Bien sûr. La question se pose parce que la justice transitionnelle se base sur des preuves. Dans le cas d'espèce, il y a les témoignages oraux des personnes qui ont été torturées, etc. Mais, les archives sont indispensables pour la justice transitionnelle.

Quand seront mises à la disposition du public ces archives que vous avez récoltées ?

La mise à la disposition du public se fera sous deux conditions. La première est légale. La loi stipule des délais : 30 ans pour les documents ordinaires, 60 ans pour les documents sécuritaires et 100 ans pour les documents à caractère privé. La deuxième condition est technique. Il faut avoir le temps de consulter ces documents.
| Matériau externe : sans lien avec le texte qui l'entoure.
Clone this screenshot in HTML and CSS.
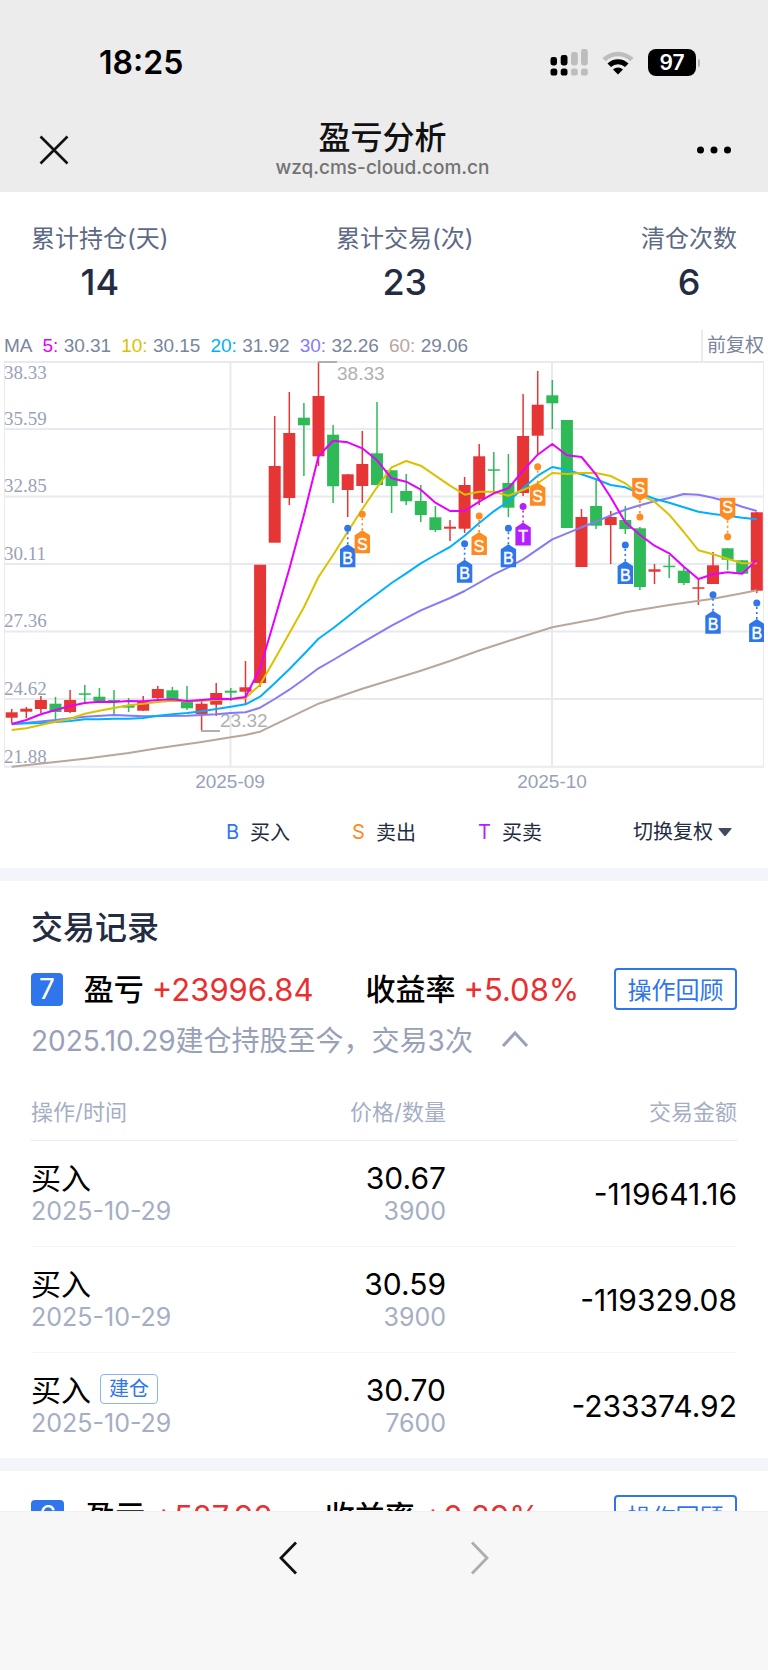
FILE: index.html
```
<!DOCTYPE html>
<html lang="zh-CN">
<head>
    <meta charset="utf-8">
    <meta name="viewport" content="width=device-width, initial-scale=1">
    <title>盈亏分析</title>
    <link rel="stylesheet" href="styles.css">
</head>
<body>
    <header class="header">
        <div class="status-bar">
            <span class="time">18:25</span>
            <div class="status-icons">
                <svg width="40" height="28" viewBox="0 0 40 28">
                    <rect x="0.5" y="8" width="6.5" height="8.5" rx="2.4"/>
                    <rect x="10.7" y="6" width="6.8" height="10.5" rx="2.4"/>
                    <g fill="#bdbdbd">
                        <rect x="21" y="3" width="6.8" height="13.5" rx="2.4"/>
                        <rect x="31" y="0" width="6.8" height="16.5" rx="2.4"/>
                        <rect x="21" y="19.5" width="6.8" height="7" rx="2.6"/>
                        <rect x="31" y="19.5" width="6.8" height="7" rx="2.6"/>
                    </g>
                    <rect x="0.5" y="19.5" width="6.8" height="7" rx="2.6"/>
                    <rect x="10.7" y="19.5" width="6.8" height="7" rx="2.6"/>
                </svg>
                <svg width="32" height="24" viewBox="0 0 32 24">
                    <path d="M0.5 7 A22.5 22.5 0 0 1 31.5 7 L28.3 10.2 A18 18 0 0 0 3.7 10.2 Z" fill="#bdbdbd"/>
                    <path d="M5.5 12.5 A15 15 0 0 1 26.5 12.5 L23 16 A10 10 0 0 0 9 16 Z"/>
                    <path d="M11 18.5 A7.4 7.4 0 0 1 21 18.5 L16 23.6 Z"/>
                </svg>
                <div class="battery"><span class="battery-level">97</span></div>
            </div>
        </div>
        <div class="nav-bar">
            <button class="icon-button" aria-label="关闭">
                <svg width="30" height="30" viewBox="0 0 30 30"><path d="M1.5 1.5 L28.5 28.5 M28.5 1.5 L1.5 28.5" fill="none" stroke="#111" stroke-width="2.6"/></svg>
            </button>
            <div class="nav-title">
                <h1>盈亏分析</h1>
                <p>wzq.cms-cloud.com.cn</p>
            </div>
            <button class="icon-button" aria-label="更多">
                <svg width="36" height="10" viewBox="0 0 36 10"><circle cx="4.5" cy="5" r="3.5"/><circle cx="18" cy="5" r="3.5"/><circle cx="31.5" cy="5" r="3.5"/></svg>
            </button>
        </div>
    </header>

    <main class="content">
        <section class="stats">
            <div class="stat"><span class="stat-label">累计持仓(天)</span><span class="stat-value">14</span></div>
            <div class="stat"><span class="stat-label">累计交易(次)</span><span class="stat-value">23</span></div>
            <div class="stat"><span class="stat-label">清仓次数</span><span class="stat-value">6</span></div>
        </section>

        <section class="chart">
            <div class="ma-row">
                <span>MA</span>
                <span><b class="ma5">5:</b> 30.31</span>
                <span><b class="ma10">10:</b> 30.15</span>
                <span><b class="ma20">20:</b> 31.92</span>
                <span><b class="ma30">30:</b> 32.26</span>
                <span><b class="ma60">60:</b> 29.06</span>
                <span class="adjust">前复权</span>
            </div>
            <svg id="kline" class="kline" viewBox="0 361 768 434"></svg>
            <div class="legend">
                <span class="legend-item"><i class="buy">B</i>买入</span>
                <span class="legend-item"><i class="sell">S</i>卖出</span>
                <span class="legend-item"><i class="both">T</i>买卖</span>
                <label class="switch">
                    <select aria-label="切换复权"><option>切换复权</option></select>
                    <svg width="14" height="8" viewBox="0 0 14 8"><path d="M1 0 H13 Q14 0 13.4 1 L8 7.4 Q7 8.4 6 7.4 L0.6 1 Q0 0 1 0 Z" fill="#404b60"/></svg>
                </label>
            </div>
        </section>

        <section class="records">
            <h2>交易记录</h2>
            <div class="record-head">
                <span class="badge">7</span>
                <span class="name">盈亏</span>
                <span class="profit">+23996.84</span>
                <span class="name rate">收益率</span>
                <span class="profit">+5.08%</span>
                <button class="review">操作回顾</button>
            </div>
            <button class="summary">
                <span>2025.10.29建仓持股至今，交易3次</span>
                <svg width="28" height="18" viewBox="0 0 28 18"><path d="M2 16 L14 3 L26 16" fill="none" stroke="#98a1b7" stroke-width="3"/></svg>
            </button>
            <table class="trades">
                <thead>
                    <tr><th class="col-op">操作/时间</th><th class="col-price">价格/数量</th><th class="col-amount">交易金额</th></tr>
                </thead>
                <tbody>
                    <tr>
                        <td><div class="main">买入</div><div class="sub">2025-10-29</div></td>
                        <td><div class="main">30.67</div><div class="sub">3900</div></td>
                        <td class="amount">-119641.16</td>
                    </tr>
                    <tr>
                        <td><div class="main">买入</div><div class="sub">2025-10-29</div></td>
                        <td><div class="main">30.59</div><div class="sub">3900</div></td>
                        <td class="amount">-119329.08</td>
                    </tr>
                    <tr>
                        <td><div class="main">买入<span class="tag">建仓</span></div><div class="sub">2025-10-29</div></td>
                        <td><div class="main">30.70</div><div class="sub">7600</div></td>
                        <td class="amount">-233374.92</td>
                    </tr>
                </tbody>
            </table>
        </section>

        <section class="records next">
            <div class="record-head">
                <span class="badge">6</span>
                <span class="name">盈亏</span>
                <span class="profit">+527.90</span>
                <span class="name rate">收益率</span>
                <span class="profit">+0.29%</span>
                <button class="review">操作回顾</button>
            </div>
        </section>
    </main>

    <footer class="toolbar">
        <button class="icon-button" aria-label="后退">
            <svg width="20" height="34" viewBox="0 0 20 34"><path d="M18 1.5 L3 17 L18 32.5" fill="none" stroke="#111" stroke-width="2.8"/></svg>
        </button>
        <button class="icon-button" aria-label="前进">
            <svg width="20" height="34" viewBox="0 0 20 34"><path d="M2 1.5 L17 17 L2 32.5" fill="none" stroke="#adadad" stroke-width="2.8"/></svg>
        </button>
    </footer>

    <script src="kline.js"></script>
</body>
</html>
```

FILE: styles.css
```
* {
    box-sizing: border-box;
}

body {
    margin: 0;
    height: 100vh;
    display: flex;
    flex-direction: column;
    background: #fff;
    color: #000;
    font-family: Inter, "Noto Sans CJK SC", sans-serif;
}

h1, h2, p {
    margin: 0;
}

button {
    padding: 0;
    border: none;
    background: none;
    font-family: inherit;
    cursor: pointer;
}

svg {
    display: block;
}

/* header */
.header {
    flex: none;
    height: 192px;
    background: #ececec;
}

.status-bar {
    display: flex;
    justify-content: space-between;
    align-items: center;
    height: 125px;
    padding: 0 68px 0 99px;
}

.time {
    font-size: 32px;
    font-weight: 600;
}

.status-icons {
    display: flex;
    align-items: center;
    gap: 12px;
}

.battery {
    display: flex;
    align-items: center;
    gap: 2px;
    padding-left: 2px;
}

.battery-level {
    width: 48px;
    height: 27px;
    border-radius: 8px;
    background: #000;
    color: #fff;
    font-size: 21px;
    line-height: 27px;
    font-weight: 600;
    text-align: center;
}

.battery::after {
    content: "";
    width: 2px;
    height: 8px;
    border-radius: 0 2px 2px 0;
    background: #b5b5b5;
}

.nav-bar {
    display: flex;
    justify-content: space-between;
    align-items: center;
    height: 50px;
    padding: 0 36px 0 39px;
}

.nav-title {
    text-align: center;
}

.nav-title h1 {
    font-size: 32px;
    line-height: 36px;
    font-weight: 500;
    color: #111;
}

.nav-title p {
    font-size: 19px;
    line-height: 24px;
    font-weight: 500;
    color: #737373;
}

/* scrolling content */
.content {
    flex: 1;
    min-height: 0;
    overflow-y: auto;
    scrollbar-width: none;
}

.stats {
    display: flex;
    justify-content: space-between;
    padding: 29px 31px 0;
}

.stat {
    display: flex;
    flex-direction: column;
    align-items: center;
}

.stat-label {
    font-size: 24px;
    line-height: 36px;
    color: #5d6985;
}

.stat-value {
    font-size: 36px;
    line-height: 50px;
    font-weight: 500;
    color: #232c41;
}

/* chart */
.chart {
    border-bottom: 13px solid #f4f5fa;
}

.ma-row {
    display: flex;
    align-items: center;
    gap: 10px;
    height: 31px;
    margin-top: 23px;
    padding: 0 4px;
    font-family: "Liberation Sans", "Noto Sans CJK SC", sans-serif;
    font-size: 19px;
    line-height: 31px;
    color: #7a859d;
}

.ma-row b {
    font-weight: normal;
}

.ma-row .ma5 { color: #e600ff; }
.ma-row .ma10 { color: #dcc100; }
.ma-row .ma20 { color: #00b0ff; }
.ma-row .ma30 { color: #857bf8; }
.ma-row .ma60 { color: #b9a69d; }

.adjust {
    margin-left: auto;
    padding-left: 4px;
    border-left: 2px solid #e9eaf0;
}

.kline {
    width: 100%;
}

.kline .axis {
    font: 19px "Liberation Serif", serif;
    fill: #98a2b8;
}

.kline .date,
.kline .extreme {
    font: 19px "Liberation Sans", sans-serif;
    fill: #98a2b8;
}

.kline .date {
    text-anchor: middle;
}

.kline .extreme {
    fill: #b0b0b0;
}

.kline .flag {
    font: 16px "Liberation Sans", sans-serif;
    fill: #fff;
    stroke: #fff;
    stroke-width: 0.4px;
    text-anchor: middle;
}

.legend {
    display: flex;
    justify-content: flex-end;
    align-items: center;
    gap: 62px;
    height: 73px;
    padding-right: 36px;
    font-size: 20px;
    color: #232c41;
}

.legend-item {
    display: flex;
    align-items: center;
}

.legend-item i {
    width: 24px;
    font-style: normal;
}

.buy { color: #2f76ec; }
.sell { color: #ff8a1f; }
.both { color: #b41fff; }

.switch {
    display: flex;
    align-items: center;
    gap: 5px;
    margin-left: 29px;
}

.switch select {
    appearance: none;
    padding: 0;
    border: none;
    background: none;
    font: inherit;
    color: inherit;
}

/* records */
.records {
    padding: 24px 31px 0;
}

.records h2 {
    font-size: 32px;
    line-height: 46px;
    font-weight: 500;
    color: #232c41;
}

.record-head {
    display: flex;
    align-items: center;
    height: 42px;
    font-size: 30px;
    line-height: 42px;
}

.records h2 + .record-head {
    margin-top: 17px;
}

.badge {
    padding: 0 8px;
    border-radius: 4px;
    background: #2f76ec;
    color: #fff;
    font-size: 28px;
    line-height: 33px;
}

.name {
    margin-left: 21px;
    font-weight: 500;
}

.name.rate {
    margin-left: 52px;
}

.profit {
    margin-left: 8px;
    padding-top: 2px;
    font-size: 31px;
    line-height: 42px;
    color: #e93030;
}

.review {
    width: 123px;
    height: 42px;
    padding-bottom: 2px;
    margin-left: auto;
    border: 2px solid #2f76ec;
    border-radius: 4px;
    font-size: 24px;
    color: #2f76ec;
}

.summary {
    display: flex;
    align-items: center;
    gap: 28px;
    height: 58px;
    font-size: 28px;
    color: #98a1b7;
}

.trades {
    width: 100%;
    table-layout: fixed;
    border-collapse: collapse;
    margin-top: 14px;
}

.trades th {
    height: 58px;
    padding: 0 0 2px;
    font-size: 22px;
    font-weight: normal;
    color: #a5aec4;
    text-align: right;
    border-bottom: 1px solid #ebecf0;
}

.trades td {
    height: 106px;
    padding: 2px 0 0;
    text-align: right;
    border-bottom: 1px solid #f5f5f7;
}

.trades tr:last-child td {
    border-bottom: none;
}

.trades th:first-child,
.trades td:first-child {
    text-align: left;
}

.trades .col-price {
    width: 150px;
}

.trades .col-amount {
    width: 291px;
}

.main {
    font-size: 30px;
    line-height: 34px;
}

.sub {
    font-size: 25px;
    line-height: 32px;
    color: #a5aec4;
}

.trades .amount {
    font-size: 30px;
}

.tag {
    display: inline-block;
    margin: 1px 0 0 9px;
    padding: 0 8px;
    border: 1px solid #8bb3f7;
    border-radius: 4px;
    font-size: 20px;
    line-height: 28px;
    vertical-align: top;
    color: #2f76ec;
}

.next {
    border-top: 13px solid #f4f5fa;
}

/* toolbar */
.toolbar {
    flex: none;
    display: flex;
    justify-content: center;
    align-items: flex-start;
    gap: 172px;
    height: 159px;
    padding-top: 29px;
    background: #f7f7f7;
    border-top: 1px solid #f0f0f0;
}
```

FILE: kline.js
```
var RED = '#e63535', GREEN = '#2dba57';
var FIRST = 11.7, STEP = 14.61;

// [up?, high, body top, body bottom, low]
var candles = [
    [1, 709, 712.3, 717.7, 723], [1, 707, 708.7, 711.7, 718], [1, 696, 700, 709, 713],
    [0, 697, 703.7, 712, 719], [1, 690, 700, 712, 713], [0, 685, 693.3, 694.7, 702],
    [0, 688, 696.7, 701, 702], [0, 690, 700, 701, 714], [0, 698, 705, 707.7, 712],
    [1, 696, 701.3, 710.7, 711], [1, 686, 689, 698, 699], [0, 687, 690.3, 699, 700],
    [0, 686, 702, 708.3, 710], [1, 700, 703.7, 714, 731], [1, 683, 693, 704.7, 716],
    [0, 688, 690.7, 692.7, 701], [1, 661, 687.3, 691.7, 704], [1, 565, 564.7, 683, 687],
    [1, 416, 466, 542.7, 542], [1, 392, 433, 498, 505], [0, 403, 417.7, 425.3, 476],
    [1, 362, 396, 456.3, 466], [0, 425, 434.7, 486.3, 503], [1, 474, 474.3, 490, 517],
    [1, 431, 464, 486, 503], [0, 402, 453.3, 485, 485], [0, 470, 470.3, 486, 513],
    [0, 474, 491, 501.3, 505], [0, 485, 501, 515, 522], [0, 506, 517.3, 530, 532],
    [1, 520, 526.7, 528.7, 541], [1, 477, 485, 528.7, 533], [1, 444, 456.3, 499.3, 505],
    [0, 452, 469.3, 470.3, 491], [0, 454, 483, 507.7, 517], [1, 394, 436, 493, 496],
    [1, 371, 404.7, 435.7, 454], [0, 380, 395.3, 403.3, 429], [0, 420, 420, 528, 528],
    [1, 509, 517, 567, 567], [0, 478, 506, 525.7, 529], [1, 511, 517, 525, 564],
    [0, 506, 520, 529, 534], [0, 527, 528.3, 587, 590], [1, 564, 569.3, 571.7, 584],
    [0, 555, 565.7, 566.7, 578], [0, 567, 570.7, 583, 585], [1, 579, 587.3, 588, 605],
    [1, 552, 565.3, 584, 584], [0, 548, 548.3, 559.7, 570], [0, 560, 560.3, 573.7, 574],
    [1, 512, 512.3, 590.7, 593]
];

// [color, [index, y], ...]
var averages = [
    ['#b9a69d', [[0, 766.7], [3, 762], [5, 758.7], [8, 753], [10, 748.3], [13, 742], [15, 737.3], [16, 735],
        [17, 731.7], [19, 717.7], [21, 703.7], [24, 688.7], [26, 679.7], [28, 670.7], [30, 661], [32, 650.5],
        [34, 641], [37, 627.3], [40, 619], [42, 612.3], [45, 605], [48, 598.7], [50, 593.3], [51, 590.3]]],
    ['#857bf8', [[0, 724.3], [3, 720], [5, 716.7], [7, 715], [9, 716.3], [12, 715.7], [14, 714.3], [15, 713],
        [16, 712.3], [17, 707.7], [18, 699], [19, 689.7], [20, 679.3], [21, 668.3], [22, 660], [24, 642.7],
        [26, 625.7], [28, 610.3], [30, 598], [31, 591], [33, 574.3], [34, 567.3], [35, 559.3], [36, 549.3],
        [37, 539.3], [38, 533.3], [39, 527.3], [40, 521.7], [41, 515.3], [42, 509.7], [43, 505.3], [44, 501.3],
        [45, 498], [46, 494], [47, 494.7], [48, 497.7], [49, 501.7], [50, 506.7], [51, 511]]],
    ['#00b0ff', [[0, 723.7], [2, 723], [3, 722], [4, 721], [5, 719.3], [6, 719.3], [7, 718.7], [8, 718.7],
        [9, 718], [10, 715.7], [11, 714.3], [12, 713], [13, 711.3], [14, 709], [15, 706.7], [16, 704.3],
        [17, 696.7], [18, 683.3], [19, 669.3], [20, 654.3], [21, 638.7], [22, 628.3], [23, 616.7], [24, 605],
        [25, 594], [26, 583], [27, 573.3], [28, 563.3], [29, 555], [30, 547], [31, 535.7], [32, 523],
        [33, 511.3], [34, 501.3], [35, 488.3], [36, 475.7], [37, 467], [38, 470], [39, 474.3], [40, 479.3],
        [41, 485], [42, 487.3], [43, 493.3], [44, 498.7], [45, 502.7], [46, 507.3], [47, 511.7], [48, 514],
        [49, 515.7], [50, 517.7], [51, 519.3]]],
    ['#dcc100', [[0, 730], [1, 728.3], [2, 725], [3, 721.7], [4, 718.7], [5, 713.7], [6, 710.7], [7, 708],
        [8, 705.3], [9, 703.7], [10, 702], [11, 700.7], [12, 701.3], [13, 700.7], [14, 700], [15, 699.3],
        [16, 698], [17, 684.7], [18, 659.3], [19, 633.3], [20, 607.3], [21, 577], [22, 555], [23, 531.7],
        [24, 509], [25, 487.3], [26, 467.3], [27, 461], [28, 465.7], [29, 475.7], [30, 485.7], [31, 494.7],
        [32, 491.7], [33, 491.7], [34, 495.7], [35, 490], [36, 483.3], [37, 473], [38, 474], [39, 473],
        [40, 473], [41, 476], [42, 483.3], [43, 495], [44, 501.7], [45, 514.7], [46, 532], [47, 550.3],
        [48, 554.3], [49, 558.7], [50, 563.3], [51, 563.3]]],
    ['#e600ff', [[0, 724], [1, 720], [2, 714.3], [3, 710], [4, 706], [5, 703], [6, 701.7], [7, 702], [8, 701],
        [9, 701.3], [10, 700], [11, 699.3], [12, 701], [13, 700], [14, 698.7], [15, 699], [16, 697],
        [17, 668.3], [18, 619], [19, 569], [20, 515], [21, 456.3], [22, 440.7], [23, 442.3], [24, 448.3],
        [25, 460.3], [26, 478.3], [27, 481.7], [28, 489.7], [29, 502.7], [30, 511], [31, 511], [32, 501.7],
        [33, 493.3], [34, 488.3], [35, 470.7], [36, 454.7], [37, 444], [38, 455.3], [39, 457], [40, 474.7],
        [41, 497.3], [42, 522.3], [43, 534.7], [44, 545.7], [45, 553.3], [46, 566.7], [47, 579], [48, 574.3],
        [49, 572.3], [50, 573.7], [51, 560]]]
];

// [index, type, dot y, direction of the flag]
var trades = [
    [23, 'B', 528.3, 1], [24, 'S', 514.3, 1], [31, 'B', 543.7, 1], [32, 'S', 516, 1],
    [34, 'B', 528.3, 1], [35, 'T', 506.5, 1], [36, 'S', 466.7, 1], [42, 'B', 545, 1],
    [43, 'S', 517, -1], [48, 'B', 594.7, 1], [49, 'S', 536.7, -1], [51, 'B', 603, 1]
];
var flagColors = { B: '#2f76ec', S: '#ff8a1f', T: '#b41fff' };

function x(i) {
    return Math.round((FIRST + STEP * i) * 10) / 10;
}

function line(x1, y1, x2, y2, color, width, dash) {
    return '<line x1="' + x1 + '" y1="' + y1 + '" x2="' + x2 + '" y2="' + y2 + '" stroke="' + color +
        '" stroke-width="' + width + '"' + (dash ? ' stroke-dasharray="' + dash + '"' : '') + '/>';
}

function text(px, py, cls, value) {
    return '<text x="' + px + '" y="' + py + '" class="' + cls + '">' + value + '</text>';
}

var out = '';

// grid
[362, 429, 496.5, 564, 631.5, 699, 766.7].forEach(function (y) {
    out += line(4, y, 764, y, '#e9eaf0', 2);
});
out += line(4.5, 362, 4.5, 767, '#e9eaf0', 1) + line(763.5, 362, 763.5, 767, '#e9eaf0', 1);
out += line(230.5, 362, 230.5, 767, '#e9eaf0', 2) + line(552, 362, 552, 767, '#e9eaf0', 2);

// candles
candles.forEach(function (c, i) {
    var color = c[0] ? RED : GREEN;
    out += line(x(i), c[1], x(i), c[4], color, 1.5);
    out += '<rect x="' + (x(i) - 6) + '" y="' + c[2] + '" width="12" height="' + Math.max(1.5, c[3] - c[2]) +
        '" fill="' + color + '"/>';
});

// labels
var labels = [['38.33', 379], ['35.59', 425], ['32.85', 492], ['30.11', 560], ['27.36', 627], ['24.62', 695], ['21.88', 763]];
labels.forEach(function (l) {
    out += text(4, l[1], 'axis', l[0]);
});
out += line(318, 362, 337, 362, '#b0b0b0', 2) + text(337, 380, 'extreme', '38.33');
out += line(201, 731, 220, 731, '#b0b0b0', 2) + text(220, 727, 'extreme', '23.32');
out += text(230, 788, 'date', '2025-09') + text(552, 788, 'date', '2025-10');

// moving averages
averages.forEach(function (a) {
    var points = a[1].map(function (p) { return x(p[0]) + ',' + p[1]; }).join(' ');
    out += '<polyline points="' + points + '" fill="none" stroke="' + a[0] + '" stroke-width="2" stroke-linejoin="round"/>';
});

// trade flags
out += '<clipPath id="plot"><rect x="4" y="361" width="760" height="406"/></clipPath><g clip-path="url(#plot)">';
trades.forEach(function (t) {
    var cx = x(t[0]), y = t[2], d = t[3], color = flagColors[t[1]];
    out += line(cx, y + 4 * d, cx, y + 17 * d, color, 1.6, '2 3');
    out += '<circle cx="' + cx + '" cy="' + y + '" r="3.5" fill="' + color + '"/>';
    out += '<path d="M' + cx + ' ' + (y + 16 * d) + ' L' + (cx + 7.7) + ' ' + (y + 21 * d) + ' V' + (y + 39 * d) +
        ' H' + (cx - 7.7) + ' V' + (y + 21 * d) + ' Z" fill="' + color + '"/>';
    out += text(cx, y + 29.5 * d + 6, 'flag', t[1]);
});
out += '</g>';

document.getElementById('kline').innerHTML = out;
```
Collecter 20 ou 30 mille boîtes d'archives nécessite un travail technique de description, d'indexation pour rendre accessibles les informations qui existent dans les documents. C'est le travail des archivistes qui demande du temps. Il y a des instruments de recherche nécessaires pour trouver l'information dans les documents. Quand ce travail sera terminé, les documents seront mis à la disposition des chercheurs.

Les documents relatifs aux élections, notamment celles sujettes à caution, qui se sont déroulées du temps de Bourguiba et de Ben Ali, sont-ils consultables pour qu'on puisse s'assurer des falsifications ?

Oui. On peut accéder à ces documents. Le Ministère de l'intérieur a la maîtrise de ces documents. Au sein des Archives nationales nous avons les documents des élections précédentes. Cependant, les documents transférés aux Archives ne permettent pas de prouver les dépassements ou la falsification. La logistique a été transférée, c'est-à-dire la correspondance, la préparation et les résultats, mais pas les bulletins de vote et le dépouillement. Quant à l'historique des élections, nous avons conservé les documents des élections de la première Assemblée constituante de 1956. Il ya aussi des documents relatifs aux élections de 1981. Nous avons procédé au recomptage et il a été prouvé par les documents, en dehors des aveux et des témoignages, que les élections avaient été falsifiées. L'opposition y avait recueilli des résultats pouvant atteindre 50% des voix.